There are very few people who have heard of Nantree and even fewer who know where it is…

It was my Gran, who, according to my dad, was always full of stuff and nonsense, who used to take me and my sister there.  It was her favourite spot, an ancient pedunculate oak deep in the forest - its buttresses and trunk made an ideal place for her to rest her weary feet and for us to devour her hastily made egg sandwiches. Once refuelled, she’d often kick off her old wellies and deliberately extend her rest by telling us stories of the strange creatures that lived in the wood. As I got older, I realised it was not just Gran who was full of woodland tales.

Oaks are one of the most widely revered of trees and as such have a fair amount of mythology to tell. The earliest spirits of Greek mythology are the dryads. Whilst in Britain, King Arthur’s round table was said to be of oak, and Merlin’s wand made from the very top branch of an oak tree. In Nottinghamshire, Robin Hood’s Major Oak, where he is said to have held his meetings with his band of men, still stands today (though it is propped up!). In Drudaic tradition, the oak is used in many celebrations, including at the spring equinox, where it is called upon to encourage the warmth of the sun. Many cultures see the oak as the tree of the thunder gods, a tradition that holds true in Britain with the Anglo-Saxon’s associating Thor, the Thunder God, with the tree as it is said to attract lightning.  This possibly arose because lightning is said to strike the oak more than any other tree – ever wondered why that wooden light pull in the bathroom looks like an acorn? In ancient medicine, due to the oak’s deep roots and our feet being the point of contact with the earth, oak ointments were said to aid weary feet – perhaps my Gran was not so full of nonsense after all!

But it’s not just oaks that are associated with plant-lore.

In Norse mythology, Yggdrasil was a great Ash located at the center of the Universe. Within the branches of the tree was said to be four deer, whose moisture from their antlers fell as dew to the earth. In fact, if you look at an ash twig, the buds look very similar to the hooves of deer.

The holly was believed, as an evergreen, to keep the secrets of spring in its branches and carry the green of nature safely through the dark winter months.

Wild flowers also have a lot of plant-lore associated with them.  It was believed that it was unlucky to walk through a mass of bluebells, because the flower was used to call the Fairies and, with each flower full of spells, you could easily become spell bound.  Snowdrops are also, in some folklore, said to be unlucky. Often found in cemeteries, it was believed that to bring a snowdrop into the house was to invite death.  Foxgloves or Fairy Glove, with its flowers spotted with purple, are said to be evidence of where the enchanted ones have placed their fingers, though the markings are in fact to attract bees.
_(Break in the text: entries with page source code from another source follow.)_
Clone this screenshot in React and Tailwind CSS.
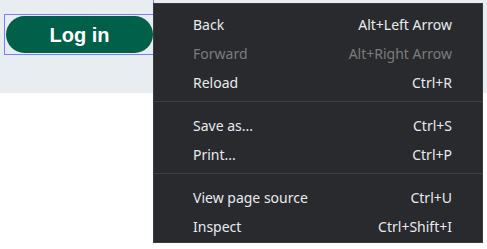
import React from "react";

const items = [
    { label: "Back", key: "Alt+Left Arrow" },
    { label: "Forward", key: "Alt+Right Arrow", disabled: true },
    { label: "Reload", key: "Ctrl+R" },
    "sep",
    { label: "Save as...", key: "Ctrl+S" },
    { label: "Print...", key: "Ctrl+P" },
    "sep",
    { label: "View page source", key: "Ctrl+U" },
    { label: "Inspect", key: "Ctrl+Shift+I" },
];

const ContextMenu = () => (
    <div className="absolute left-[153px] top-[3px] w-[330px] h-[240px] bg-[#292a2d] border border-[#3a3b3e] pt-[6px] font-['Noto_Sans',sans-serif] text-[14px]">
        {items.map((item, i) =>
            item === "sep" ? (
                <div key={i} className="mt-[4px] mb-[9px] h-px bg-[#3f4043]"></div>
            ) : (
                <div
                    key={i}
                    className={`h-[29px] flex items-center justify-between pl-[39px] pr-[30px] ${item.disabled ? "text-[#7b7c7e]" : "text-[#e8eaed]"}`}
                >
                    <span>{item.label}</span>
                    <span>{item.key}</span>
                </div>
            )
        )}
    </div>
);

export default function App() {
    return (
        <div className="relative w-[487px] h-[249px] bg-white overflow-hidden">
            <div className="h-[93px] bg-[#e8edf1] pt-[14px] pl-[4px]">
                <div className="w-[150px] h-[41px] border border-[#7d7df2] p-px">
                    <div className="w-[147px] h-[37px] rounded-full bg-[#00604a] flex items-center justify-center text-white font-bold text-[20px] font-['Liberation_Sans',Arial,sans-serif]">
                        Log in
                    </div>
                </div>
            </div>
            <div className="absolute left-[153px] top-0 w-px h-[3px] bg-[#7d7df2]"></div>
            <ContextMenu />
        </div>
    );
}
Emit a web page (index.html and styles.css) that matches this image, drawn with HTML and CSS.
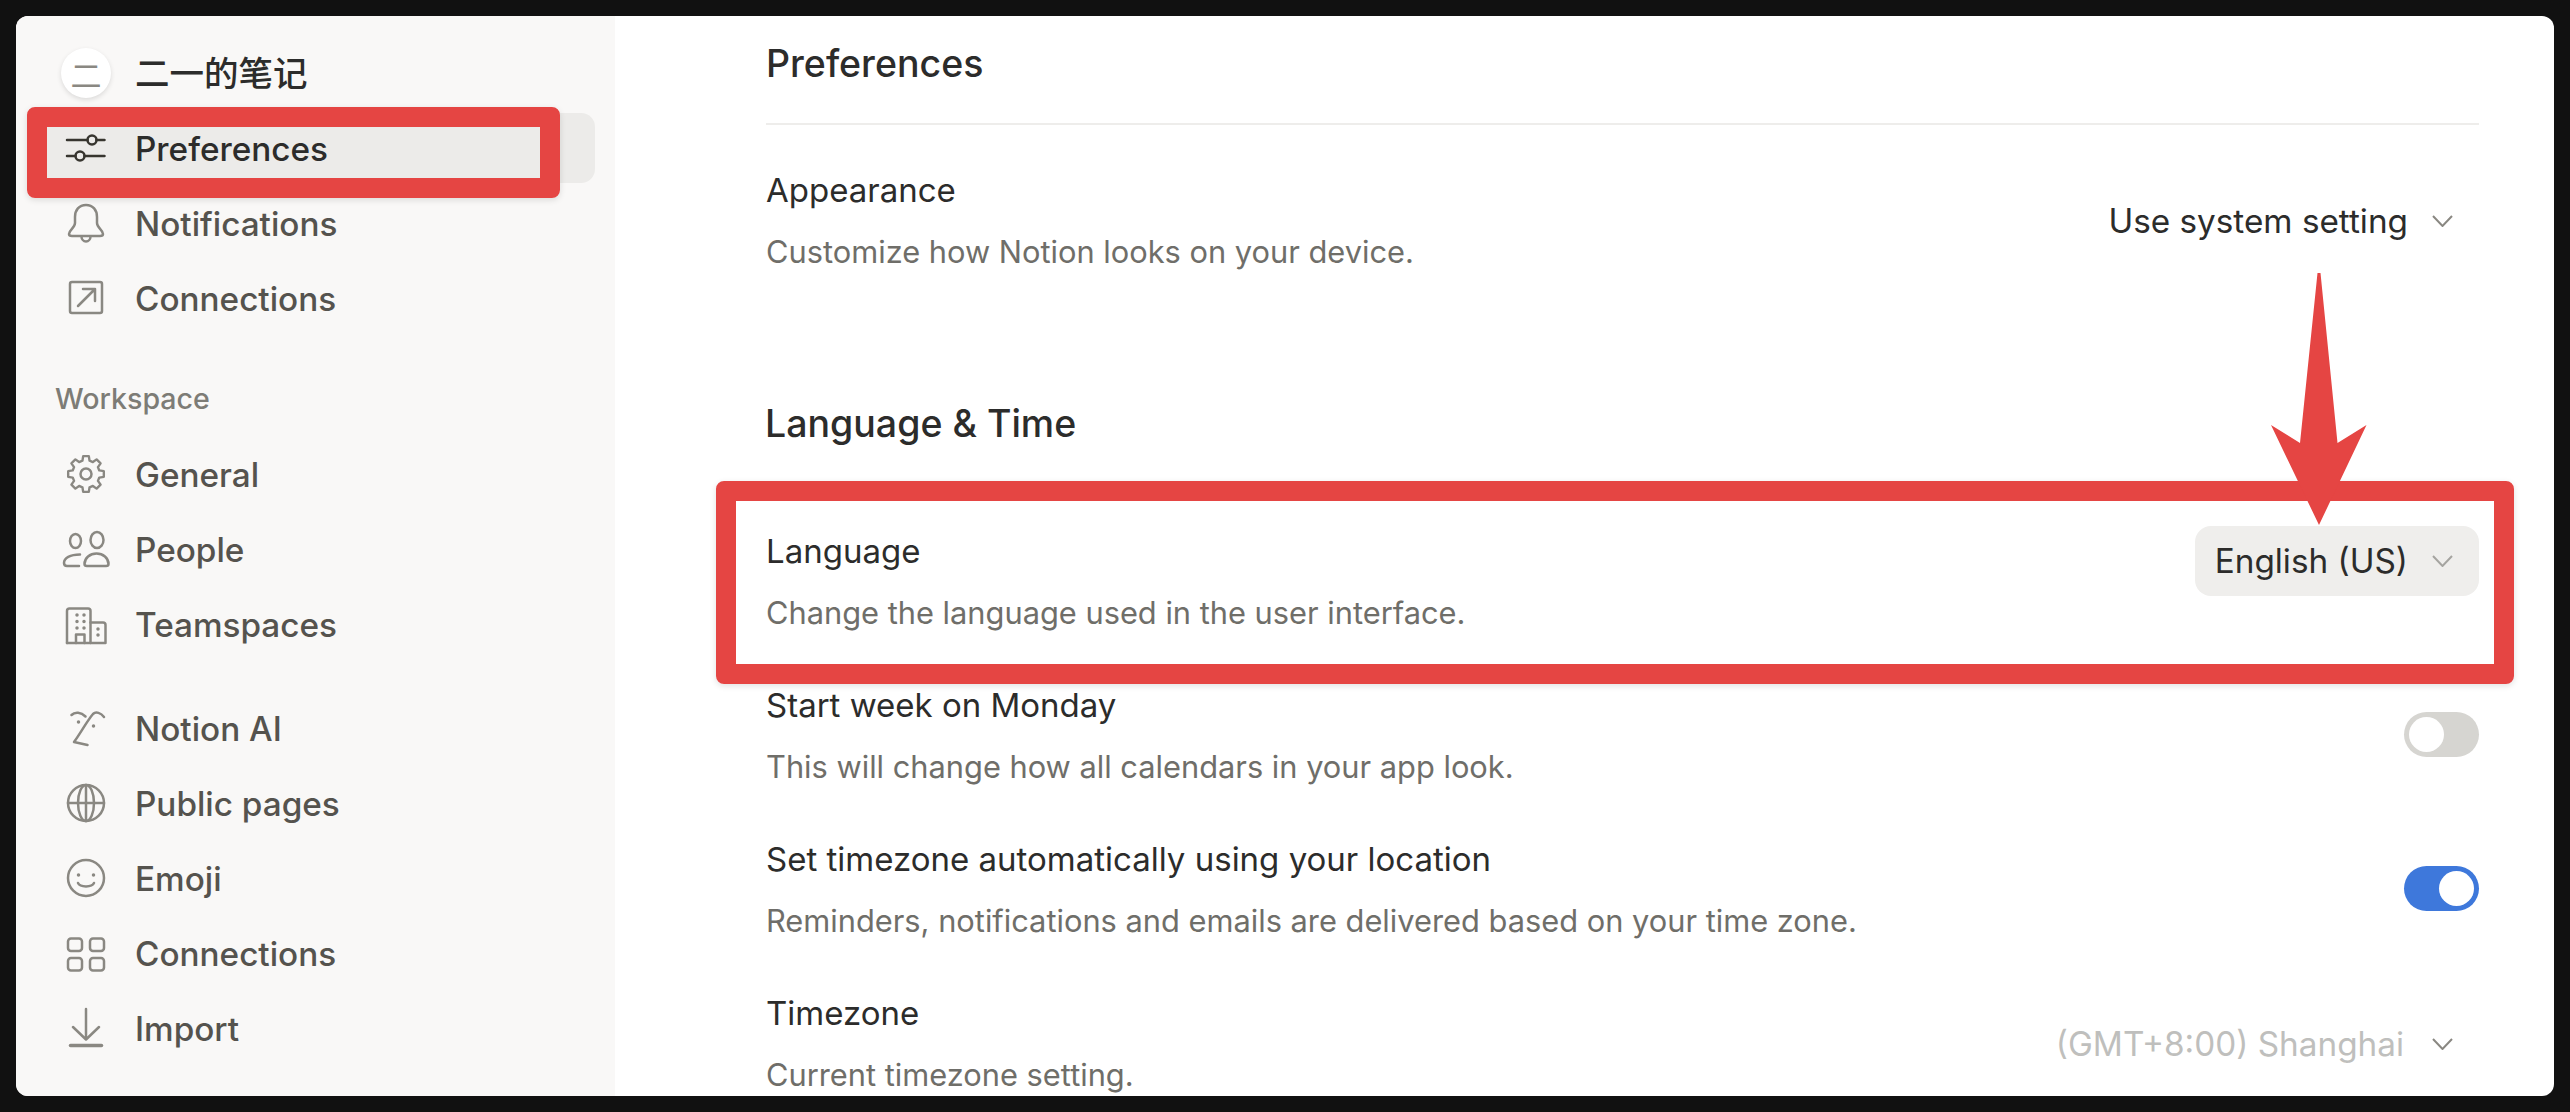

So was my Gran just a teller of tales or did she know something more?

To this day my family still visit the area we call Nantree. Though the surrounds have changed, dense wood is partly holiday lodges, old glades are tightly mown amenity areas and quiet fox trails surfaced footpaths. But still we come. Nieces, nephews and partners have all been and all taken something away with them, something memorable. That feeling that this is a special place, our place.  My last visit was with my 86 year old dad, who hobbled on his sticks across the trip hazard terrain (he doesn’t believe in risk assessments). Once there he took my hand and spontaneously hugged the tree – nothing was said. It didn’t have to be. It was a moment of emotional energy.

With pressures on our environment growing and the ever present threat of pests and pathogens such as the non-native processionarry moth, Acute Oak Decline and Chronic Oak Decline, I fear for places such as Nantree and wonder which will survive the longest – the tales of Nantree or the forest.  Or, one day, will both just become a myth?